Christine Delphy souligne aussi la noirceur du tableau de la domination dressé par Andrea Dworkin et montre pourquoi certaines femmes « choisissent pour elles-même et recommandent aux autres d'adopter un rôle et une place traditionnels ». Elle ajoute « Si Dworkin comprend les »femmes de droite », c'est qu'elle partage avec elles un pessimisme radical, en tout cas en apparence. C'est ce qui rend son message si difficile à entendre par les femmes qui ne sont pas »de droite » ; par celles qui ne sont pas résignées au statu quo, et luttent pour un changement qu'elles croient possible, et parce qu‘elles le croient possible. L'intimité sexuelle est censée être en dehors du social ; non seulement elles la croient exempte des rapports de force hors chambre à coucher, mais elles croient que c'est là qu'elles ont une chance de rattraper leur désavantage vis-à-vis des hommes ; l'amour est toujours présenté comme le pouvoir des femmes, comme l'antidote à la domination ». Elle poursuit sur une série de questions concernant le « saisissement » et le retournement, de gains du mouvement féministe, par les hommes, comme armes contre les femmes.

Christine Delphy parle aussi de la « prééminence et de l'obsession du coït largement partagée dans toutes les cultures du monde », du coït comme représentation (« l'interprétation de la pénétration coïtale ne peut pas se faire sans prendre en compte l'ensemble du contexte ») de la hiérarchie des genres, de l'hyper-sexualisation, du profond backlash en matière de sexualité.

Et que dire du vocabulaire, l'homme « prend », « possède » la femme. Vocabulaire peu atteint par les re-significations possibles de « la pratique de la copulation comme un »enveloppement » ». Sans oublier « L'ultime victoire étant d'obtenir que la femme adapte son désir jusqu'à jouir de sa propre destruction ». Comment peut-on « effacer la marque indélébile du genre », jusqu'à ce numéro 2 indiqué dans la codification INSEE.

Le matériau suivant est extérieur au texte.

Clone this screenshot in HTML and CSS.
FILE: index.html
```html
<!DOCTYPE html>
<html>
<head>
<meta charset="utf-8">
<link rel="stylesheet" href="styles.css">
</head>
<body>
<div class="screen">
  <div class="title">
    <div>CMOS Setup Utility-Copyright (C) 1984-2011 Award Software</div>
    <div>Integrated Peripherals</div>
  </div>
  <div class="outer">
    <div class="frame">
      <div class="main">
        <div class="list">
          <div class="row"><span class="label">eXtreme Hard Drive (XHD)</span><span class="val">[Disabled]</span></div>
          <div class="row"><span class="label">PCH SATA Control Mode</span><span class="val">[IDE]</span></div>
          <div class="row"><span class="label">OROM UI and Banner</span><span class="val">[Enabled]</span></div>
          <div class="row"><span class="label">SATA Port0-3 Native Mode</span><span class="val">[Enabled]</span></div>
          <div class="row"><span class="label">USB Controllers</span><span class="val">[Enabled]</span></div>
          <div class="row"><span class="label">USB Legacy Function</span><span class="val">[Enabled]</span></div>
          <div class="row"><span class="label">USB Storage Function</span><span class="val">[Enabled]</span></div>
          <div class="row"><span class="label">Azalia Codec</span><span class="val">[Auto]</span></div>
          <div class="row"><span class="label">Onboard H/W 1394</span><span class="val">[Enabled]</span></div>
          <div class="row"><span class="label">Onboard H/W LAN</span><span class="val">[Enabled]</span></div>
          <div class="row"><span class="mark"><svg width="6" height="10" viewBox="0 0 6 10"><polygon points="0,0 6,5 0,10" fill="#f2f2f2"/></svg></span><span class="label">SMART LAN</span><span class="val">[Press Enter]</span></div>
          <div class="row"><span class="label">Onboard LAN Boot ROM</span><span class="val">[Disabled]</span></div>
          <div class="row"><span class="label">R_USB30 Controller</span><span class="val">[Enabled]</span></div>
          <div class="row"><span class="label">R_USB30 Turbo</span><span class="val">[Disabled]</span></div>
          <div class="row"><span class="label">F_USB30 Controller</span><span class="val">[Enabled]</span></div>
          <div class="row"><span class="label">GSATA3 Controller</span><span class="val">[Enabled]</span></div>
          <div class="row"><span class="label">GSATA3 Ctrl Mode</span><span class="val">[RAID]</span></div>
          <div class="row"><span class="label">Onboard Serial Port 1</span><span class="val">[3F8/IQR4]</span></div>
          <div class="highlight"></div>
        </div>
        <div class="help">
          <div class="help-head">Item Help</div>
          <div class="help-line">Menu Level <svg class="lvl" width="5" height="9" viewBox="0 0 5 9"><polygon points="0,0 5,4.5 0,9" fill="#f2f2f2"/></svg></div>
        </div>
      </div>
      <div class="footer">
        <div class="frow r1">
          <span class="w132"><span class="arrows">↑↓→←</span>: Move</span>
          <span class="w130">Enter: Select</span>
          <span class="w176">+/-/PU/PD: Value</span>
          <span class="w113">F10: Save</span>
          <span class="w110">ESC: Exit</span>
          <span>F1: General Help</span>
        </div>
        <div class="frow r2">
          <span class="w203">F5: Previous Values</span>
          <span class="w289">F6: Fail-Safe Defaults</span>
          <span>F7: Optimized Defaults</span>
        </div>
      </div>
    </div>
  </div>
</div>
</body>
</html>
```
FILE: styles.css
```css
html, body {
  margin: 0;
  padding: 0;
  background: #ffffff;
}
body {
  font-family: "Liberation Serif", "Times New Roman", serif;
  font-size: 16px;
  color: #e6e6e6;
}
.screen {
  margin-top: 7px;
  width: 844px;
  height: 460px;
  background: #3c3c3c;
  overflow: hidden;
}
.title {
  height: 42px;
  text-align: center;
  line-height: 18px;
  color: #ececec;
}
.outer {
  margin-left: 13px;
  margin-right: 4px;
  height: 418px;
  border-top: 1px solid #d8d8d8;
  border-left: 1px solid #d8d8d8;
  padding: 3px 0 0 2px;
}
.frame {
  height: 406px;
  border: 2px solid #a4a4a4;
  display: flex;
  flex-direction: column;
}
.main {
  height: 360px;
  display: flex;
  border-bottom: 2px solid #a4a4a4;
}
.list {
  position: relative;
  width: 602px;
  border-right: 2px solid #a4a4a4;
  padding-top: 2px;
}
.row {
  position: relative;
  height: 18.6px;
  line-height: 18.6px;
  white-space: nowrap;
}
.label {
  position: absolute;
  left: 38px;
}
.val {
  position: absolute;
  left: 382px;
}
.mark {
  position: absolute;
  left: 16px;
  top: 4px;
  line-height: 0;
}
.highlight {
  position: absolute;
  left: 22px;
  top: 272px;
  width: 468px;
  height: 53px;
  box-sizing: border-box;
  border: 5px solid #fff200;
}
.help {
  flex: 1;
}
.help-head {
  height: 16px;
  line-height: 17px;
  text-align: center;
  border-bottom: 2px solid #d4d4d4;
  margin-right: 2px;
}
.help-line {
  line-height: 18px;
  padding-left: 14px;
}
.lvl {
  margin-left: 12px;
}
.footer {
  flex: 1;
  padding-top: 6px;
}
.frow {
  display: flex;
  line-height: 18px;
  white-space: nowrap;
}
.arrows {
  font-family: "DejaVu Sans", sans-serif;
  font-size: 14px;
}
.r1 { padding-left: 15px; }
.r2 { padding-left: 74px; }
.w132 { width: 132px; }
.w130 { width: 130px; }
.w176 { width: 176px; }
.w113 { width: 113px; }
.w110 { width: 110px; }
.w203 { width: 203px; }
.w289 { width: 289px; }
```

Toujours et encore, il convient de rappeler qu'il n'y a rien de naturel dans cette construction sociale. J'ai aussi apprécié la critique menée sur les théories queer. Christine Delphy a bien raison d'ajouter, en parlant de vieille rengaine de la culture patriarcale, « comme toute culture de la domination, se prétend la victime de ce qu'elle a fabriqué, et ouvre les mains dans un geste classique de désespoir ».

Elle conclue « l'humanité n'est pas condamnée à ce choix restreint », « c'est une organisation sociale, qu'ont peut changer, qu'on changera par lutte ». Pour finir par « Ce qui parait le plus noir, c'est ce qui est éclairé par l'espoir le plus vif », déjà cité.

Le livre est divisé en cinq chapitres :

La promesse de la droite extrême

La politique de l'intelligence

L'avortement

Juifs et homosexuels

Le gynocide annoncé

L'antiféminisme

Sans prétendre rendre compte de la richesse ce livre, de ses analyses complexes illustrées d'exemples, montrant une connaissance intime des situations étasuniennes et une grande radicalité dans la recherche, je choisis, subjectivement, des éléments. Je n'ai pas été capable de faire une note plus ramassée, plus synthétique. Il fallait de l'espace pour ces fortes paroles, pour ces puissantes analyses… D'où une présentation découpée en plusieurs « épisodes »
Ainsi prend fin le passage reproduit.